### [WHAT IS EXPECTED]
Find every line in the records that holds the string "this". Copy each one.

[Dataset excerpt]
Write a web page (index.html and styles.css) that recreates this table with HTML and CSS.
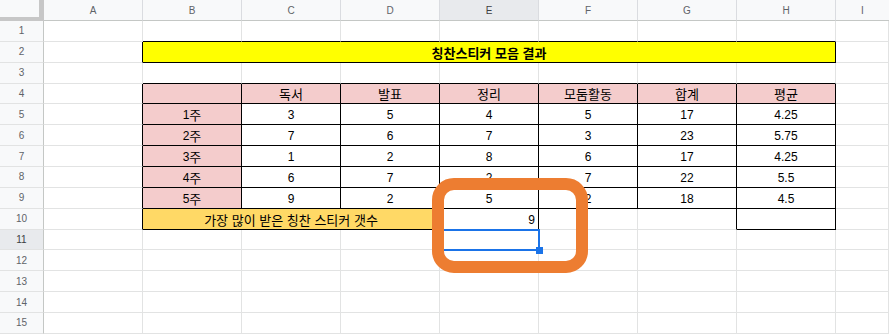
FILE: index.html
```html
<!DOCTYPE html>
<html lang="ko">
<head>
<meta charset="utf-8">
<title>칭찬스티커 모음 결과</title>
<link rel="stylesheet" href="styles.css">
</head>
<body>
<div class="sheet">
  <!-- column headers -->
  <div class="corner"></div>
  <div class="ch">A</div><div class="ch">B</div><div class="ch">C</div><div class="ch">D</div>
  <div class="ch sel">E</div><div class="ch">F</div><div class="ch">G</div><div class="ch">H</div><div class="ch last">I</div>

  <!-- row 1 -->
  <div class="rh">1</div>
  <div class="c"></div><div class="c bb"></div><div class="c bb"></div><div class="c bb"></div><div class="c bb"></div><div class="c bb"></div><div class="c bb"></div><div class="c bb"></div><div class="c"></div>

  <!-- row 2 -->
  <div class="rh">2</div>
  <div class="c br"></div>
  <div class="c bb br yellow title span7"><span class="ko">칭찬스티커 모음 결과</span></div>
  <div class="c"></div>

  <!-- row 3 -->
  <div class="rh">3</div>
  <div class="c"></div><div class="c bb"></div><div class="c bb"></div><div class="c bb"></div><div class="c bb"></div><div class="c bb"></div><div class="c bb"></div><div class="c bb"></div><div class="c"></div>

  <!-- row 4 -->
  <div class="rh">4</div>
  <div class="c br"></div>
  <div class="c bb br pink"></div>
  <div class="c bb br pink"><span class="ko">독서</span></div>
  <div class="c bb br pink"><span class="ko">발표</span></div>
  <div class="c bb br pink"><span class="ko">정리</span></div>
  <div class="c bb br pink"><span class="ko">모둠활동</span></div>
  <div class="c bb br pink"><span class="ko">합계</span></div>
  <div class="c bb br pink"><span class="ko">평균</span></div>
  <div class="c"></div>

  <!-- row 5 -->
  <div class="rh">5</div>
  <div class="c br"></div>
  <div class="c bb br pink">1<span class="ko">주</span></div>
  <div class="c bb br">3</div><div class="c bb br">5</div><div class="c bb br">4</div><div class="c bb br">5</div><div class="c bb br">17</div><div class="c bb br">4.25</div>
  <div class="c"></div>

  <!-- row 6 -->
  <div class="rh">6</div>
  <div class="c br"></div>
  <div class="c bb br pink">2<span class="ko">주</span></div>
  <div class="c bb br">7</div><div class="c bb br">6</div><div class="c bb br">7</div><div class="c bb br">3</div><div class="c bb br">23</div><div class="c bb br">5.75</div>
  <div class="c"></div>

  <!-- row 7 -->
  <div class="rh">7</div>
  <div class="c br"></div>
  <div class="c bb br pink">3<span class="ko">주</span></div>
  <div class="c bb br">1</div><div class="c bb br">2</div><div class="c bb br">8</div><div class="c bb br">6</div><div class="c bb br">17</div><div class="c bb br">4.25</div>
  <div class="c"></div>

  <!-- row 8 -->
  <div class="rh">8</div>
  <div class="c br"></div>
  <div class="c bb br pink">4<span class="ko">주</span></div>
  <div class="c bb br">6</div><div class="c bb br">7</div><div class="c bb br">2</div><div class="c bb br">7</div><div class="c bb br">22</div><div class="c bb br">5.5</div>
  <div class="c"></div>

  <!-- row 9 -->
  <div class="rh">9</div>
  <div class="c br"></div>
  <div class="c bb br pink">5<span class="ko">주</span></div>
  <div class="c bb br">9</div><div class="c bb br">2</div><div class="c bb br">5</div><div class="c bb br">2</div><div class="c bb br">18</div><div class="c bb br">4.5</div>
  <div class="c"></div>

  <!-- row 10 -->
  <div class="rh">10</div>
  <div class="c br"></div>
  <div class="c bb br gold span3"><span class="ko">가장 많이 받은 칭찬 스티커 갯수</span></div>
  <div class="c br right">9</div>
  <div class="c"></div>
  <div class="c br"></div>
  <div class="c bb br"></div>
  <div class="c"></div>

  <!-- rows 11-15 -->
  <div class="rh sel">11</div>
  <div class="c"></div><div class="c"></div><div class="c"></div><div class="c"></div><div class="c"></div><div class="c"></div><div class="c"></div><div class="c"></div><div class="c"></div>
  <div class="rh">12</div>
  <div class="c"></div><div class="c"></div><div class="c"></div><div class="c"></div><div class="c"></div><div class="c"></div><div class="c"></div><div class="c"></div><div class="c"></div>
  <div class="rh">13</div>
  <div class="c"></div><div class="c"></div><div class="c"></div><div class="c"></div><div class="c"></div><div class="c"></div><div class="c"></div><div class="c"></div><div class="c"></div>
  <div class="rh">14</div>
  <div class="c"></div><div class="c"></div><div class="c"></div><div class="c"></div><div class="c"></div><div class="c"></div><div class="c"></div><div class="c"></div><div class="c"></div>
  <div class="rh">15</div>
  <div class="c"></div><div class="c"></div><div class="c"></div><div class="c"></div><div class="c"></div><div class="c"></div><div class="c"></div><div class="c"></div><div class="c"></div>

  <!-- overlays -->
  <div class="selection"><div class="handle"></div></div>
  <div class="callout"></div>
</div>
</body>
</html>
```
FILE: styles.css
```css
* { box-sizing: border-box; }
html, body { margin: 0; padding: 0; background: #fff; }
body { width: 889px; height: 336px; overflow: hidden; }

.sheet {
  position: relative;
  display: grid;
  grid-template-columns: 44px repeat(8, 99px) 1fr;
  grid-template-rows: 21px repeat(15, 20.87px);
  font-family: "Liberation Sans", Arial, "Noto Sans CJK KR", sans-serif;
  font-size: 12px;
  color: #000;
}

.corner {
  background: #f8f9fa;
  border-right: 5px solid #c7c7c7;
  border-bottom: 4px solid #c7c7c7;
}

.ch {
  background: #f8f9fa;
  border-right: 1px solid #dadce0;
  border-bottom: 1px solid #c4c7c5;
  display: flex;
  align-items: center;
  justify-content: center;
  font-size: 10px;
  color: #5f6368;
}
.ch.last { border-right: none; }

.rh {
  background: #f8f9fa;
  border-right: 1px solid #c4c7c5;
  border-bottom: 1px solid #e2e3e3;
  display: flex;
  align-items: center;
  justify-content: center;
  font-size: 10px;
  color: #5f6368;
}
.sel { background: #e8eaed; color: #3c4043; }

.c {
  border-right: 1px solid #e2e3e3;
  border-bottom: 1px solid #e2e3e3;
  display: flex;
  align-items: flex-end;
  justify-content: center;
  padding: 0 3px 2px;
  line-height: 14px;
  white-space: nowrap;
  overflow: hidden;
}
.bb { border-bottom-color: #000; }
.br { border-right-color: #000; }
.right { justify-content: flex-end; }

.pink { background: #f4cccc; }
.yellow { background: #ffff00; }
.gold { background: #ffd966; }
.title { font-weight: bold; }

.span7 { grid-column: span 7; }
.span3 { grid-column: span 3; }

.ko {
  font-family: "Noto Sans CJK KR", "Liberation Sans", sans-serif;
  font-size: 13px;
}

.selection {
  position: absolute;
  left: 439px;
  top: 229px;
  width: 101px;
  height: 22px;
  border: 2px solid #1a73e8;
}
.handle {
  position: absolute;
  right: -5px;
  bottom: -5px;
  width: 7px;
  height: 7px;
  background: #1a73e8;
}

.callout {
  position: absolute;
  left: 432px;
  top: 178px;
  width: 156px;
  height: 95px;
  border: 12px solid #ed7d31;
  border-radius: 22px;
}
```
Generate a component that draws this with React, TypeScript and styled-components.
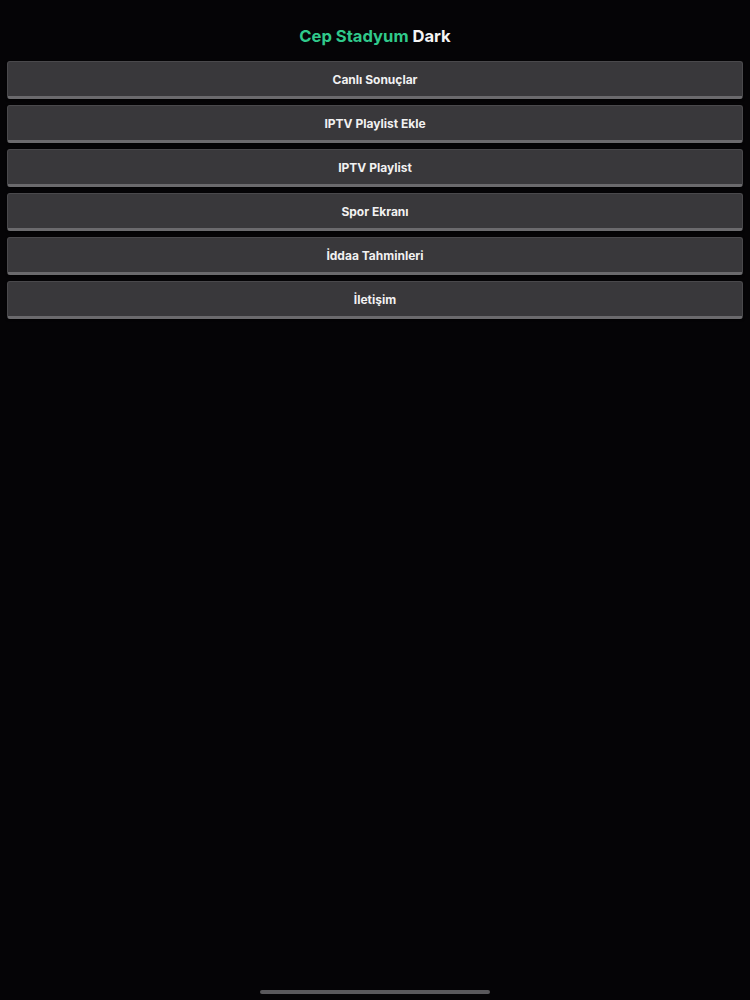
import * as React from "react";
import styled, { createGlobalStyle } from "styled-components";

const GlobalStyle = createGlobalStyle`
  html, body {
    margin: 0;
    padding: 0;
    background: #050406;
  }
  body {
    font-family: Inter, "Noto Sans", "Liberation Sans", sans-serif;
    color: #f2f2f2;
  }
`;

const menuItems = [
  "Canlı Sonuçlar",
  "IPTV Playlist Ekle",
  "IPTV Playlist",
  "Spor Ekranı",
  "İddaa Tahminleri",
  "İletişim",
];

const Screen = styled.div`
  position: relative;
  width: 750px;
  height: 1000px;
  background: #050406;
  display: flex;
  flex-direction: column;
  overflow: hidden;
`;

const Header = styled.div`
  height: 61px;
  display: flex;
  align-items: center;
  justify-content: center;
  padding-top: 11px;
  box-sizing: border-box;
`;

const Title = styled.h1`
  margin: 0;
  font-size: 16.6px;
  font-weight: 700;
  color: #f4f4f4;
`;

const Accent = styled.span`
  color: #30c98b;
`;

const MenuList = styled.div`
  display: flex;
  flex-direction: column;
  gap: 6px;
  padding: 0 7px;
`;

const MenuButton = styled.button`
  height: 38px;
  width: 100%;
  box-sizing: border-box;
  background: #39383b;
  border: 1px solid #4a494c;
  border-bottom: 3px solid #6b6a6d;
  border-radius: 3px;
  box-shadow: 0 1px 2px rgba(0, 0, 0, 0.6);
  color: #f1f1f1;
  font-family: Inter, "Noto Sans", "Liberation Sans", sans-serif;
  font-size: 12px;
  font-weight: 700;
  display: flex;
  align-items: center;
  justify-content: center;
  padding: 0;
  cursor: pointer;
`;

const HomeIndicator = styled.div`
  position: absolute;
  left: 260px;
  bottom: 6px;
  width: 230px;
  height: 4px;
  border-radius: 2px;
  background: #5a595c;
`;

export default function App() {
  return (
    <>
      <GlobalStyle />
      <Screen>
        <Header>
          <Title>
            <Accent>Cep Stadyum</Accent> Dark
          </Title>
        </Header>
        <MenuList>
          {menuItems.map((item) => (
            <MenuButton key={item}>{item}</MenuButton>
          ))}
        </MenuList>
        <HomeIndicator />
      </Screen>
    </>
  );
}
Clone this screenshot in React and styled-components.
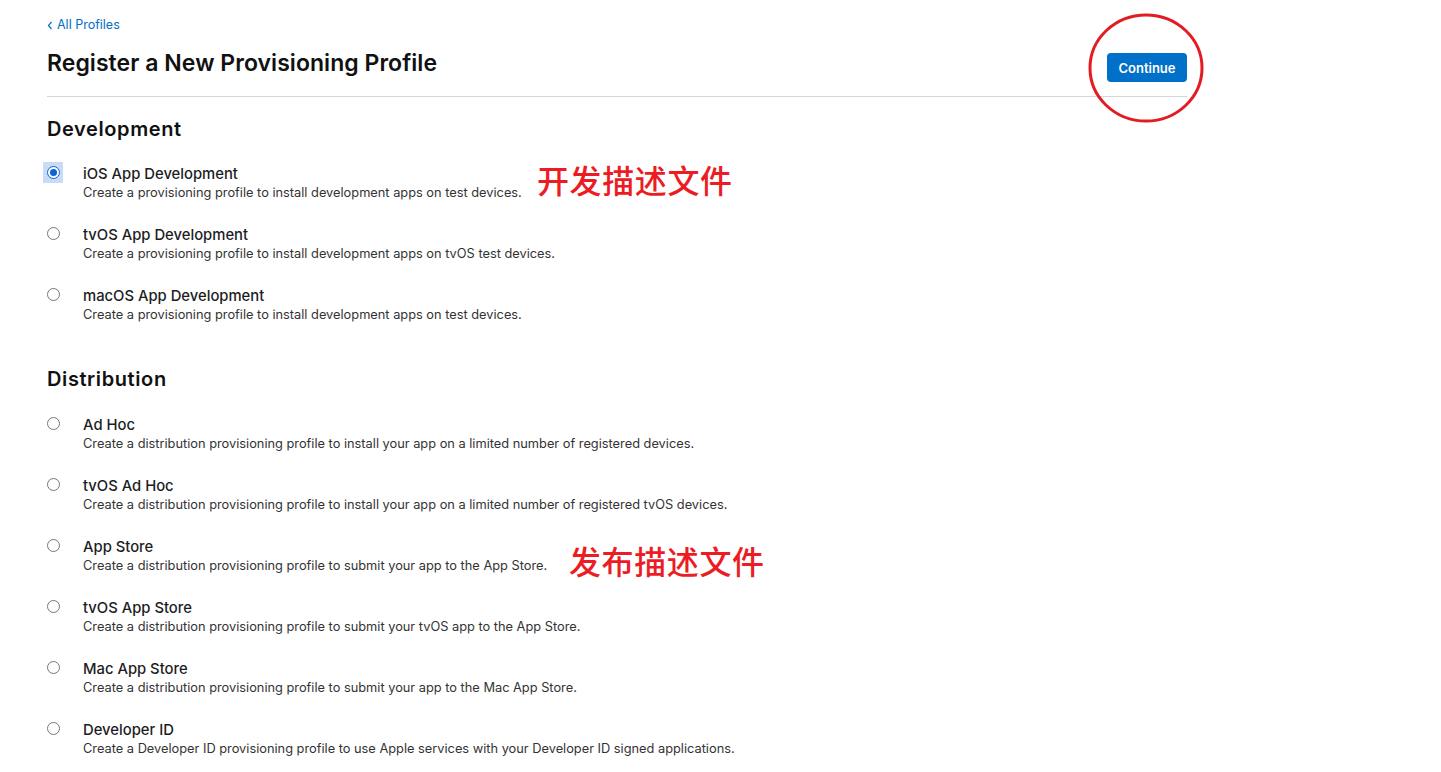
import styled, { createGlobalStyle } from "styled-components"

const GlobalStyle = createGlobalStyle`
    body {
        margin: 0;
        background: #fff;
        font-family: Inter, "Noto Sans", sans-serif;
        color: #1d1d1f;
    }
`

const Page = styled.div`
    position: relative;
    width: 1441px;
    min-height: 772px;
    overflow: hidden;
`

const Content = styled.div`
    width: 1140px;
    padding: 17px 0 0 47px;
    display: flex;
    flex-direction: column;
`

const BackLink = styled.a`
    font-size: 12.5px;
    line-height: 16px;
    color: #0070c9;
    text-decoration: none;
    display: flex;
    align-items: center;
    gap: 4px;
`

const Header = styled.div`
    display: flex;
    justify-content: space-between;
    align-items: flex-start;
    padding: 16px 0 14px;
    border-bottom: 1px solid #d6d6d6;
`

const Title = styled.h1`
    margin: 0;
    font-size: 23px;
    line-height: 28px;
    font-weight: 600;
    letter-spacing: 0.05px;
    color: #111;
`

const ContinueButton = styled.button`
    margin-top: 4px;
    width: 80px;
    height: 29px;
    border: none;
    border-radius: 4px;
    background: #0070c9;
    color: #fff;
    font-family: inherit;
    font-size: 13px;
    font-weight: 600;
`

const Section = styled.section`
    display: flex;
    flex-direction: column;
    padding-top: ${p => p.$top}px;
`

const SectionTitle = styled.h2`
    margin: 0 0 ${p => p.$gap}px;
    font-size: 20px;
    line-height: 24px;
    font-weight: 600;
    letter-spacing: 0.6px;
    color: #111;
`

const Options = styled.div`
    display: flex;
    flex-direction: column;
    gap: 24px;
`

const Option = styled.label`
    display: flex;
    align-items: flex-start;
`

const RadioBox = styled.span`
    flex: none;
    width: 20px;
    height: 21px;
    margin: -3px 20px 0 -4px;
    display: flex;
    align-items: center;
    justify-content: center;
    background: ${p => (p.$checked ? "#c9dcf6" : "transparent")};
`

const Radio = styled.span`
    box-sizing: border-box;
    width: 13px;
    height: 13px;
    border-radius: 50%;
    border: 1px solid ${p => (p.$checked ? "#0a64d8" : "#767676")};
    background: #fff;
    display: flex;
    align-items: center;
    justify-content: center;

    &::after {
        content: "";
        width: 7px;
        height: 7px;
        border-radius: 50%;
        background: ${p => (p.$checked ? "#0a64d8" : "transparent")};
    }
`

const OptionText = styled.div`
    display: flex;
    flex-direction: column;
`

const OptionName = styled.span`
    font-size: 14.8px;
    line-height: 19px;
    font-weight: 500;
    color: #1d1d1f;
`

const OptionDesc = styled.span`
    font-size: 12.8px;
    line-height: 18px;
    color: #333;
`

const Note = styled.div`
    position: absolute;
    left: ${p => p.$x}px;
    top: ${p => p.$y}px;
    font-family: "Noto Sans CJK SC", sans-serif;
    font-size: 32px;
    line-height: 36px;
    font-weight: 500;
    letter-spacing: 0.6px;
    color: #ec1c24;
`

const Circle = styled.svg`
    position: absolute;
    left: 1086px;
    top: 12px;
`

const development = [
    ["iOS App Development", "Create a provisioning profile to install development apps on test devices.", true],
    ["tvOS App Development", "Create a provisioning profile to install development apps on tvOS test devices."],
    ["macOS App Development", "Create a provisioning profile to install development apps on test devices."],
]

const distribution = [
    ["Ad Hoc", "Create a distribution provisioning profile to install your app on a limited number of registered devices."],
    ["tvOS Ad Hoc", "Create a distribution provisioning profile to install your app on a limited number of registered tvOS devices."],
    ["App Store", "Create a distribution provisioning profile to submit your app to the App Store."],
    ["tvOS App Store", "Create a distribution provisioning profile to submit your tvOS app to the App Store."],
    ["Mac App Store", "Create a distribution provisioning profile to submit your app to the Mac App Store."],
    ["Developer ID", "Create a Developer ID provisioning profile to use Apple services with your Developer ID signed applications."],
]

const OptionList = ({ items }) => (
    <Options>
        {items.map(([name, desc, checked]) => (
            <Option key={name}>
                <RadioBox $checked={checked}>
                    <Radio $checked={checked} />
                </RadioBox>
                <OptionText>
                    <OptionName>{name}</OptionName>
                    <OptionDesc>{desc}</OptionDesc>
                </OptionText>
            </Option>
        ))}
    </Options>
)

const App = () => {
    return (
        <Page>
            <GlobalStyle />
            <Content>
                <BackLink href="#">
                    <svg width="6" height="9" viewBox="0 0 6 9">
                        <path d="M4.5 1 1.5 4.5 4.5 8" fill="none" stroke="#0070c9" strokeWidth="1.2" />
                    </svg>
                    All Profiles
                </BackLink>
                <Header>
                    <Title>Register a New Provisioning Profile</Title>
                    <ContinueButton>Continue</ContinueButton>
                </Header>
                <Section $top={20}>
                    <SectionTitle $gap={24}>Development</SectionTitle>
                    <OptionList items={development} />
                </Section>
                <Section $top={43}>
                    <SectionTitle $gap={25}>Distribution</SectionTitle>
                    <OptionList items={distribution} />
                </Section>
            </Content>

            <Note $x={537} $y={161}>开发描述文件</Note>
            <Note $x={569} $y={542}>发布描述文件</Note>
            <Circle width="120" height="114" viewBox="0 0 120 114">
                <ellipse cx="60" cy="56" rx="56" ry="53" fill="none" stroke="#e31b23" strokeWidth="3" />
            </Circle>
        </Page>
    )
}

export default App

### [RESPONSE TO THE TASK]
Write a web page (index.html and styles.css) that recreates this table with HTML and CSS.
Generate a component that draws this with React, TypeScript and styled-components.
Clone this screenshot in React and styled-components.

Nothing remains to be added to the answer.